» **WRITTEN REQUEST**
Find the line containing "Write the React" and copy it exactly, along with every line after it up to and including the line containing "MdPublic, MdShare, MdStar". Copy nothing else.

» **EXCERPTED DATA**
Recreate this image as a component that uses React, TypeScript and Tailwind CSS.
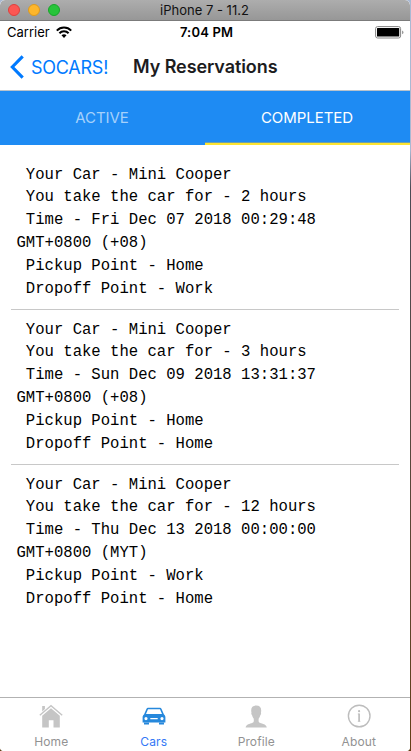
...
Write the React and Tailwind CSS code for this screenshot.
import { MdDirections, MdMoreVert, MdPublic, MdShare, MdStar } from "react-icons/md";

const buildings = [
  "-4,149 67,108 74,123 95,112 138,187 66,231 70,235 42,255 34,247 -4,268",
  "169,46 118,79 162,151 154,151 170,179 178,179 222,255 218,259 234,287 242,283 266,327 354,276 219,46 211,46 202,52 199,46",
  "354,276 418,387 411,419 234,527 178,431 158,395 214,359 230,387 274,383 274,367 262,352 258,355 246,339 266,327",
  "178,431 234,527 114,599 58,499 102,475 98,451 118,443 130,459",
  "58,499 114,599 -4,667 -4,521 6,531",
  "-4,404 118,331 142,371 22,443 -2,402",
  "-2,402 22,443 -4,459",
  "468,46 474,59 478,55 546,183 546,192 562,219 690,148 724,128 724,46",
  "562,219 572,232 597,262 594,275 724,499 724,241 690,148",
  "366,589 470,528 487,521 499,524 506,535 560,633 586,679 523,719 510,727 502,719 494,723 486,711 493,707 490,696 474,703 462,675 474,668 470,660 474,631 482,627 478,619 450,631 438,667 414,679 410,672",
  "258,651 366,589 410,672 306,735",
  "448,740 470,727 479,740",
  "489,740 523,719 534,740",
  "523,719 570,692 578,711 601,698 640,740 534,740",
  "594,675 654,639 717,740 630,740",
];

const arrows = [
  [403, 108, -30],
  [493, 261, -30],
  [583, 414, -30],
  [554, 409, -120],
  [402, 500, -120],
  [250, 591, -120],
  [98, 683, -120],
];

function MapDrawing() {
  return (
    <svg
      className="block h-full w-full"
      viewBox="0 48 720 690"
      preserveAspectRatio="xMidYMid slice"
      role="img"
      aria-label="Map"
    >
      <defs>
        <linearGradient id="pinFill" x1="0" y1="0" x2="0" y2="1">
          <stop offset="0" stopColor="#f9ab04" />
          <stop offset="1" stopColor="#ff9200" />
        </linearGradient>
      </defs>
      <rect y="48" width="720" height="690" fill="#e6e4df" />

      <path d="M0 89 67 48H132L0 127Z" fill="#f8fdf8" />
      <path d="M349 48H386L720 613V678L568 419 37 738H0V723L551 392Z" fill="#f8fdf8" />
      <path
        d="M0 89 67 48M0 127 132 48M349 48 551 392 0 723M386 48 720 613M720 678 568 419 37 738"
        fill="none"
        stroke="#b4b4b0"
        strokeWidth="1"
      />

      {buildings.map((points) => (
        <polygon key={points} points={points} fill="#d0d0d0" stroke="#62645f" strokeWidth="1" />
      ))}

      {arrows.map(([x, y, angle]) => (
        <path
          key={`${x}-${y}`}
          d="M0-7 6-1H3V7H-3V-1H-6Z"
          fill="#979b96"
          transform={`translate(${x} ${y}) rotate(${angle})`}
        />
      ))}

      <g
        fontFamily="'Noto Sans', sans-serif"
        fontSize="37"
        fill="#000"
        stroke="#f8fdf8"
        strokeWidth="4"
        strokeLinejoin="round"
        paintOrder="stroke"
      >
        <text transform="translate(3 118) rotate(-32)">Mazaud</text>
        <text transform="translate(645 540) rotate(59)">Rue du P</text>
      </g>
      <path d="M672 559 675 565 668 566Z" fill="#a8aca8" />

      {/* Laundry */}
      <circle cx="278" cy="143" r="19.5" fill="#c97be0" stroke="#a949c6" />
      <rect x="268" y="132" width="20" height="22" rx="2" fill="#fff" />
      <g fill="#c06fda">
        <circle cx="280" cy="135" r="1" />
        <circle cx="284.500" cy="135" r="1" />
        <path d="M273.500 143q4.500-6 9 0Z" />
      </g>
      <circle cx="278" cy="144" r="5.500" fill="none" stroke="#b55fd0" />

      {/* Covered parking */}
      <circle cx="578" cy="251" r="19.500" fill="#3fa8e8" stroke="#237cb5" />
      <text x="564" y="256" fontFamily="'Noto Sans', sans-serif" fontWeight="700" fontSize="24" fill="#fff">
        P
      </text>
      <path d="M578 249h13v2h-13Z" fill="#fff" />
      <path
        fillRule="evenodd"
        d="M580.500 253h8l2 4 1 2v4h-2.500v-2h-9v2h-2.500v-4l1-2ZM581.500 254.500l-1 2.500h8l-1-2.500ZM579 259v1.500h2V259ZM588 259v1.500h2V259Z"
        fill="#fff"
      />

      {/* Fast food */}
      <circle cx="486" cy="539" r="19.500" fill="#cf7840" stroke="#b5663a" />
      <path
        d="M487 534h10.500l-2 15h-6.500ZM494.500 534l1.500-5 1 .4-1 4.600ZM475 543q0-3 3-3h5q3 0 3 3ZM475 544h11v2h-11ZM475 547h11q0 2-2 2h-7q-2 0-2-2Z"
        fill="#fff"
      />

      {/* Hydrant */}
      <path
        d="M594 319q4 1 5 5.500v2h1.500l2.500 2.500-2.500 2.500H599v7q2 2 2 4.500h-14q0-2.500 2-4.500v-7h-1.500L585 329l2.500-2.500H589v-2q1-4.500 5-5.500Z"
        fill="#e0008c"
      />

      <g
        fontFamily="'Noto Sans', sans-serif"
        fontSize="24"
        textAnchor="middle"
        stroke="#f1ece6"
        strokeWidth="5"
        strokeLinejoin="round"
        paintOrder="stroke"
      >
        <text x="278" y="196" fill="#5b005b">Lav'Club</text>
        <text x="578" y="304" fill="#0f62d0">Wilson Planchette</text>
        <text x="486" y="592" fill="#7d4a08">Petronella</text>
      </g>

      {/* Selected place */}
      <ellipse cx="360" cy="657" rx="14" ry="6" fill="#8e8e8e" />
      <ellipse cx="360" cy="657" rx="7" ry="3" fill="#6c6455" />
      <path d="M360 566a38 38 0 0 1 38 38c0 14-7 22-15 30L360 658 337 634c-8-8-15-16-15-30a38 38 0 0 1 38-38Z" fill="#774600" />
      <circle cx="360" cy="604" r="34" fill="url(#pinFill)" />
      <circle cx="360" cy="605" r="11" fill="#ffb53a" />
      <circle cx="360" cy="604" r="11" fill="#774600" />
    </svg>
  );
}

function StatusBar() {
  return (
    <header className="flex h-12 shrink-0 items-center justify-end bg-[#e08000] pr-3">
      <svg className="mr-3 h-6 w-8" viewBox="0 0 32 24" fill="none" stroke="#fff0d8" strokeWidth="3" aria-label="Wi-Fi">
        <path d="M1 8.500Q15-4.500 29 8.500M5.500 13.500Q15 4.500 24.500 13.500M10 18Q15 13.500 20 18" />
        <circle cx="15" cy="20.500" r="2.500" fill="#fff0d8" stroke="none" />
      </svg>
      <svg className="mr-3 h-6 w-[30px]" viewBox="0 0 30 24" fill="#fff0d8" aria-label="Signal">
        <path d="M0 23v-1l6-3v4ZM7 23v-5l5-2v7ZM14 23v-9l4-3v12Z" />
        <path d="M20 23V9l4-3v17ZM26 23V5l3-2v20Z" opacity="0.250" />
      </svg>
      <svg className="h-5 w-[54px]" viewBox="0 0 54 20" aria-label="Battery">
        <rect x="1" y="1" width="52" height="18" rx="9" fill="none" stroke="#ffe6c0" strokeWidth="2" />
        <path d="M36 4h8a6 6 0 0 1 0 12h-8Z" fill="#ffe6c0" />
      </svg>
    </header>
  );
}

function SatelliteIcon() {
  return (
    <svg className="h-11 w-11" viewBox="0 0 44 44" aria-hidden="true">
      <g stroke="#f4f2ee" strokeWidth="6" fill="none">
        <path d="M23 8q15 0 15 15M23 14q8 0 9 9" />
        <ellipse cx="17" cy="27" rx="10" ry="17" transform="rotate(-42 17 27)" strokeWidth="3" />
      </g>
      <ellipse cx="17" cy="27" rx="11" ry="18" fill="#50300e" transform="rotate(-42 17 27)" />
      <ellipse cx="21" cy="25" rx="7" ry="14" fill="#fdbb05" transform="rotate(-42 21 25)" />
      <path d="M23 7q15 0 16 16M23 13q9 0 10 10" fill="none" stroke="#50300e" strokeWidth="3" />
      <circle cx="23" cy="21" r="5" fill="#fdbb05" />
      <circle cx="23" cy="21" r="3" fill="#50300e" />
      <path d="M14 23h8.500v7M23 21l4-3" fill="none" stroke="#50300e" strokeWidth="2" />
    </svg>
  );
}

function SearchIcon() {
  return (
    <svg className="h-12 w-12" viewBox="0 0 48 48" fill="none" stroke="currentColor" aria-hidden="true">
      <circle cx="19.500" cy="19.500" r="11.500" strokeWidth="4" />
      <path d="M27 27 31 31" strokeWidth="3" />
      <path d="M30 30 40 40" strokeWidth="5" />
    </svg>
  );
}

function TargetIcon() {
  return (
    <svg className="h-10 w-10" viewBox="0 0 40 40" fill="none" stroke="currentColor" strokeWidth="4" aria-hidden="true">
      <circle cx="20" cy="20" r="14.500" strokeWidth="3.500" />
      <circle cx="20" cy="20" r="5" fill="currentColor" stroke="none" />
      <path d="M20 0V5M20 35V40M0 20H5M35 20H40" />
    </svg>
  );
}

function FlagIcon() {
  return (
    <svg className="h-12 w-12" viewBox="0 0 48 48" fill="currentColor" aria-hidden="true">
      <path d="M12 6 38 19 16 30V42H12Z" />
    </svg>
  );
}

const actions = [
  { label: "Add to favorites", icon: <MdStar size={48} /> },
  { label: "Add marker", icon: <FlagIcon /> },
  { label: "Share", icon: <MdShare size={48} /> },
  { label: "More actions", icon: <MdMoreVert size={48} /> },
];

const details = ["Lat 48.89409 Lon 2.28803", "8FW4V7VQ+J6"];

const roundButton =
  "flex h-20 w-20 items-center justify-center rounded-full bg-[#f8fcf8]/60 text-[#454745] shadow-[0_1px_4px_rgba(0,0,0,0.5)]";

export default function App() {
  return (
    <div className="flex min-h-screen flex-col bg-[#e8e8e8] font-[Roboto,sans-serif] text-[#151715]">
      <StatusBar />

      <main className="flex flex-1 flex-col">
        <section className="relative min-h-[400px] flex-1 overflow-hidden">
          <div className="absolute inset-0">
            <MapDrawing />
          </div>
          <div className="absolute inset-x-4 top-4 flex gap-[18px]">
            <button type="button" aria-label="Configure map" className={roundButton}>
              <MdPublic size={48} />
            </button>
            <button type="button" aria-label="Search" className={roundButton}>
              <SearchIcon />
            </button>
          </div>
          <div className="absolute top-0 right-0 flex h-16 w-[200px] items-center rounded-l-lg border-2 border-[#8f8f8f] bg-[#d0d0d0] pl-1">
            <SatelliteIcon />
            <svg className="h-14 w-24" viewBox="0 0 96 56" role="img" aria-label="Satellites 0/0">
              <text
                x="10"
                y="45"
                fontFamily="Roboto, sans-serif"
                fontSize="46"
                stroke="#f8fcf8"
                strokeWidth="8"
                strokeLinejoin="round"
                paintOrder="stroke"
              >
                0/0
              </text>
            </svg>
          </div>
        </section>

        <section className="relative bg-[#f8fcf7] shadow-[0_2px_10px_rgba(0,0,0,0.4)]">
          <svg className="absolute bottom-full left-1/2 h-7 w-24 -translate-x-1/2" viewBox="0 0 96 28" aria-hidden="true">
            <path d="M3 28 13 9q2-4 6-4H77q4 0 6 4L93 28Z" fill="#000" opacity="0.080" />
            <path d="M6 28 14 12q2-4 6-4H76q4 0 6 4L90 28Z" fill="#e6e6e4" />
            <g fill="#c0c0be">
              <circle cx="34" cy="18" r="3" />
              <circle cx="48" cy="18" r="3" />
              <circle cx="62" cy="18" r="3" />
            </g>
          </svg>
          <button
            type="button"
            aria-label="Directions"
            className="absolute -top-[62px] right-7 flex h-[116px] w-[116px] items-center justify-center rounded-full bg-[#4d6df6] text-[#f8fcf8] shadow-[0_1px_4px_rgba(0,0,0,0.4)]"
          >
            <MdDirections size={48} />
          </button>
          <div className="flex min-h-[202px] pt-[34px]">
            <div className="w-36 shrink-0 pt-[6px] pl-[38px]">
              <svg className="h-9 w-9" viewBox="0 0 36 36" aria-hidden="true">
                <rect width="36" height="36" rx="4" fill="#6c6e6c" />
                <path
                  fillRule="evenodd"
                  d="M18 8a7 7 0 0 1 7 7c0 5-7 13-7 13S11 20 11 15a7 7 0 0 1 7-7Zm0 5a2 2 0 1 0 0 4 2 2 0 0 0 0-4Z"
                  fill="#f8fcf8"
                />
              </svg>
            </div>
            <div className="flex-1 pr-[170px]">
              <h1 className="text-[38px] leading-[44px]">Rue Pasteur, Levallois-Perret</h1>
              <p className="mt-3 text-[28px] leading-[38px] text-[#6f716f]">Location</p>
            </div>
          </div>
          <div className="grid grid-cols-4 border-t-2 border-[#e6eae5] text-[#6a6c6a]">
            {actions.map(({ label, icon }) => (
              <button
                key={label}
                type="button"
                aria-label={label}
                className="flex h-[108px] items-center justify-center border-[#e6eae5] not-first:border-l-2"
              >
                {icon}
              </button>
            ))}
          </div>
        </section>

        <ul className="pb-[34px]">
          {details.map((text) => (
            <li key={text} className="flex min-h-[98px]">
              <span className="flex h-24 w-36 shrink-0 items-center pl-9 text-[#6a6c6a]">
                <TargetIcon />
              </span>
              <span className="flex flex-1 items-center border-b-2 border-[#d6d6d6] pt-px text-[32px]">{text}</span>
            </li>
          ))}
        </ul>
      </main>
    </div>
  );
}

» **REPLY TO THE TASK**
Write the React and Tailwind CSS code for this screenshot.
import { MdDirections, MdMoreVert, MdPublic, MdShare, MdStar } from "react-icons/md";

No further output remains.